REQUIREMENT -> Repeat every entry word for word, but leave the images out of your copy.

----

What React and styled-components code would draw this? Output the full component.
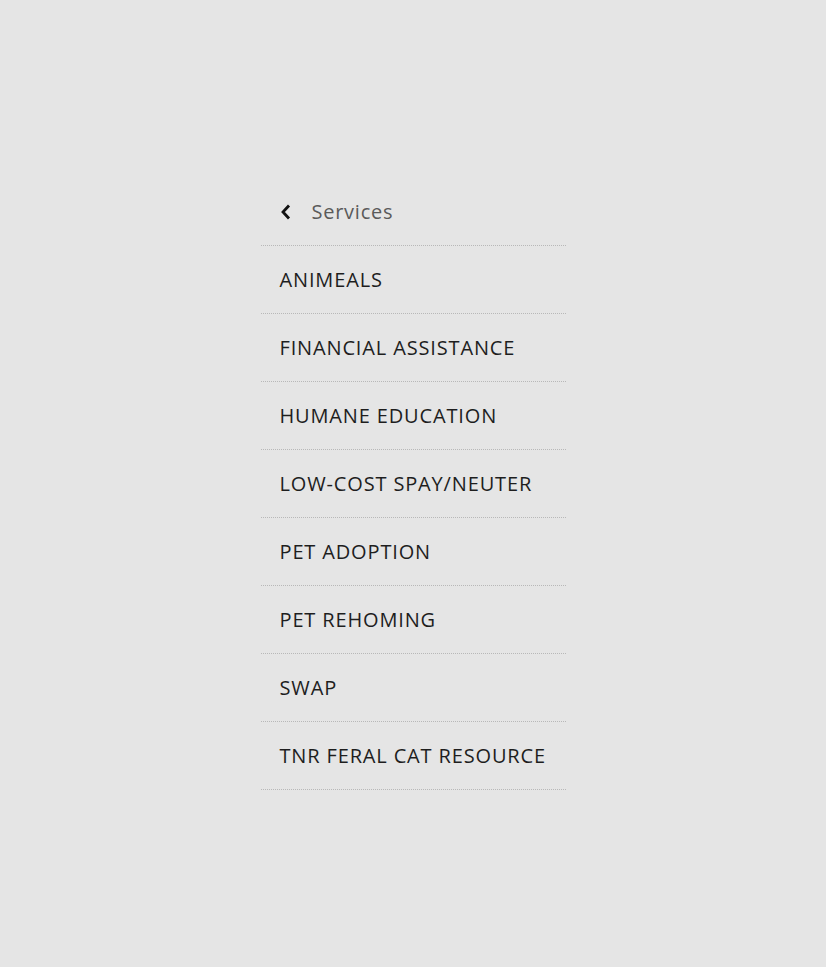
import React from "react";
import styled, {createGlobalStyle} from "styled-components";

const GlobalStyle = createGlobalStyle`
  html, body {
    margin: 0;
    padding: 0;
    background: #e5e5e5;
  }
  body {
    font-family: "Open Sans", "Noto Sans", sans-serif;
  }
`;

const Page = styled.div`
  min-height: 967px;
  display: flex;
  justify-content: center;
  padding-top: 178px;
  box-sizing: border-box;
`;

const Menu = styled.nav`
  width: 305px;
  display: flex;
  flex-direction: column;
`;

const Row = styled.div`
  height: 68px;
  display: flex;
  align-items: center;
  gap: 21px;
  padding: 0 19px;
  box-sizing: border-box;
  border-bottom: 1px dotted #b8b8b8;
  font-size: 20px;
  white-space: nowrap;
  letter-spacing: ${props => props.$spacing || "0.85px"};
  color: ${props => props.$muted ? "#5a5a5a" : "#1e1e1e"};
  cursor: pointer;
`;

const Chevron = styled.svg`
  width: 11px;
  height: 16px;
`;

const items = [
    "ANIMEALS",
    "FINANCIAL ASSISTANCE",
    "HUMANE EDUCATION",
    "LOW-COST SPAY/NEUTER",
    "PET ADOPTION",
    "PET REHOMING",
    "SWAP",
    "TNR FERAL CAT RESOURCE",
];

export default function App() {
    return (
        <>
            <GlobalStyle/>
            <Page>
                <Menu>
                    <Row $muted $spacing="0.75px">
                        <Chevron viewBox="0 0 11 16">
                            <path d="M9 1.5 L3 8 L9 14.5" fill="none" stroke="#111" strokeWidth="2.8"/>
                        </Chevron>
                        <span>Services</span>
                    </Row>
                    {items.map((item, i) => (
                        <Row key={i}>{item}</Row>
                    ))}
                </Menu>
            </Page>
        </>
    );
}
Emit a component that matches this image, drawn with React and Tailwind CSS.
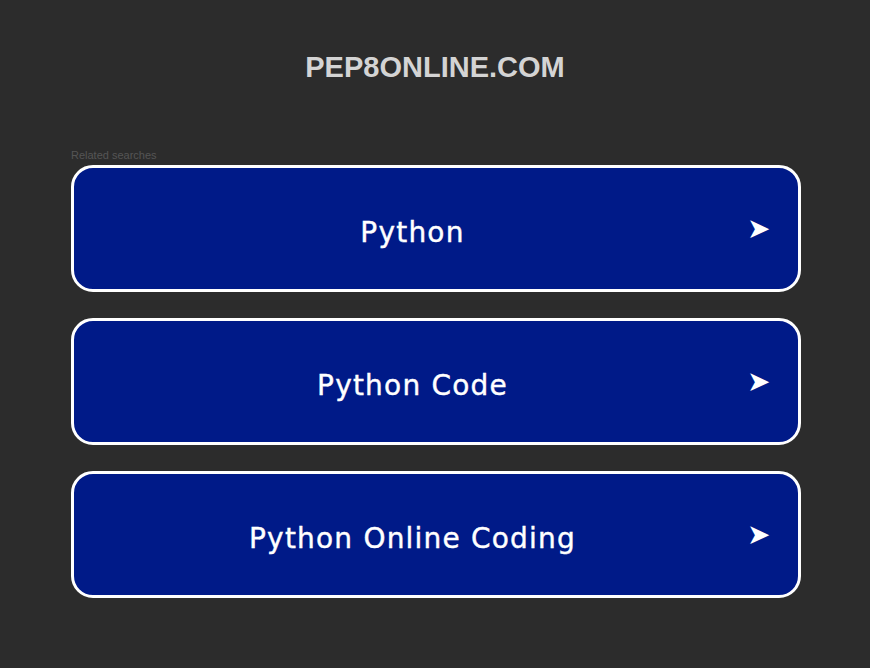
import React from "react";

const searches = ["Python", "Python Code", "Python Online Coding"];

export default function App() {
  return (
    <div className="min-h-[668px] w-full bg-[#2c2c2c] font-['Liberation_Sans',Arial,sans-serif]">
      <div className="pt-[49px] text-center">
        <h1 className="text-[29px] leading-[36px] font-bold text-[#d4d4d4]">PEP8ONLINE.COM</h1>
      </div>

      <div className="ml-[71px] mr-[69px] mt-[64px]">
        <p className="text-[11px] leading-[13px] text-[#555555]">Related searches</p>

        <div className="mt-[3px] flex flex-col gap-[26px]">
          {searches.map((s) => (
            <a
              key={s}
              href="#"
              className="flex h-[127px] items-center rounded-[22px] border-[3px] border-white bg-[#001a88] text-white"
            >
              <span className="flex-1 pt-[8px] pl-[4px] text-center font-['DejaVu_Sans',sans-serif] text-[28px] font-normal tracking-[1.2px] [-webkit-text-stroke:0.4px_white]">
                {s}
              </span>
              <span className="mr-[28px] pt-[1px] text-[28px] leading-none">➤</span>
            </a>
          ))}
        </div>
      </div>
    </div>
  );
}
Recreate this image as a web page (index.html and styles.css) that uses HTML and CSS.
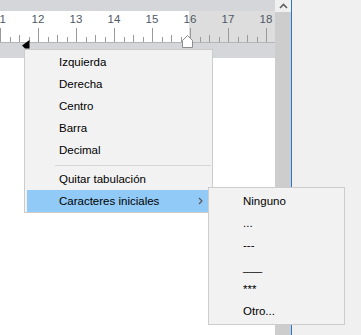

----

PROBLEM SOLUTION ->
What React and styled-components code would draw this? Output the full component.
import React from "react";
import styled, {createGlobalStyle} from "styled-components";

const GlobalStyle = createGlobalStyle`
  html, body {
    margin: 0;
    padding: 0;
    background: #e5e5e5;
  }
  body {
    font-family: "Open Sans", "Noto Sans", sans-serif;
  }
`;

const Page = styled.div`
  min-height: 967px;
  display: flex;
  justify-content: center;
  padding-top: 178px;
  box-sizing: border-box;
`;

const Menu = styled.nav`
  width: 305px;
  display: flex;
  flex-direction: column;
`;

const Row = styled.div`
  height: 68px;
  display: flex;
  align-items: center;
  gap: 21px;
  padding: 0 19px;
  box-sizing: border-box;
  border-bottom: 1px dotted #b8b8b8;
  font-size: 20px;
  white-space: nowrap;
  letter-spacing: ${props => props.$spacing || "0.85px"};
  color: ${props => props.$muted ? "#5a5a5a" : "#1e1e1e"};
  cursor: pointer;
`;

const Chevron = styled.svg`
  width: 11px;
  height: 16px;
`;

const items = [
    "ANIMEALS",
    "FINANCIAL ASSISTANCE",
    "HUMANE EDUCATION",
    "LOW-COST SPAY/NEUTER",
    "PET ADOPTION",
    "PET REHOMING",
    "SWAP",
    "TNR FERAL CAT RESOURCE",
];

export default function App() {
    return (
        <>
            <GlobalStyle/>
            <Page>
                <Menu>
                    <Row $muted $spacing="0.75px">
                        <Chevron viewBox="0 0 11 16">
                            <path d="M9 1.5 L3 8 L9 14.5" fill="none" stroke="#111" strokeWidth="2.8"/>
                        </Chevron>
                        <span>Services</span>
                    </Row>
                    {items.map((item, i) => (
                        <Row key={i}>{item}</Row>
                    ))}
                </Menu>
            </Page>
        </>
    );
}
Emit a component that matches this image, drawn with React and Tailwind CSS.
import React from "react";

const searches = ["Python", "Python Code", "Python Online Coding"];

export default function App() {
  return (
    <div className="min-h-[668px] w-full bg-[#2c2c2c] font-['Liberation_Sans',Arial,sans-serif]">
      <div className="pt-[49px] text-center">
        <h1 className="text-[29px] leading-[36px] font-bold text-[#d4d4d4]">PEP8ONLINE.COM</h1>
      </div>

      <div className="ml-[71px] mr-[69px] mt-[64px]">
        <p className="text-[11px] leading-[13px] text-[#555555]">Related searches</p>

        <div className="mt-[3px] flex flex-col gap-[26px]">
          {searches.map((s) => (
            <a
              key={s}
              href="#"
              className="flex h-[127px] items-center rounded-[22px] border-[3px] border-white bg-[#001a88] text-white"
            >
              <span className="flex-1 pt-[8px] pl-[4px] text-center font-['DejaVu_Sans',sans-serif] text-[28px] font-normal tracking-[1.2px] [-webkit-text-stroke:0.4px_white]">
                {s}
              </span>
              <span className="mr-[28px] pt-[1px] text-[28px] leading-none">➤</span>
            </a>
          ))}
        </div>
      </div>
    </div>
  );
}
Recreate this image as a web page (index.html and styles.css) that uses HTML and CSS.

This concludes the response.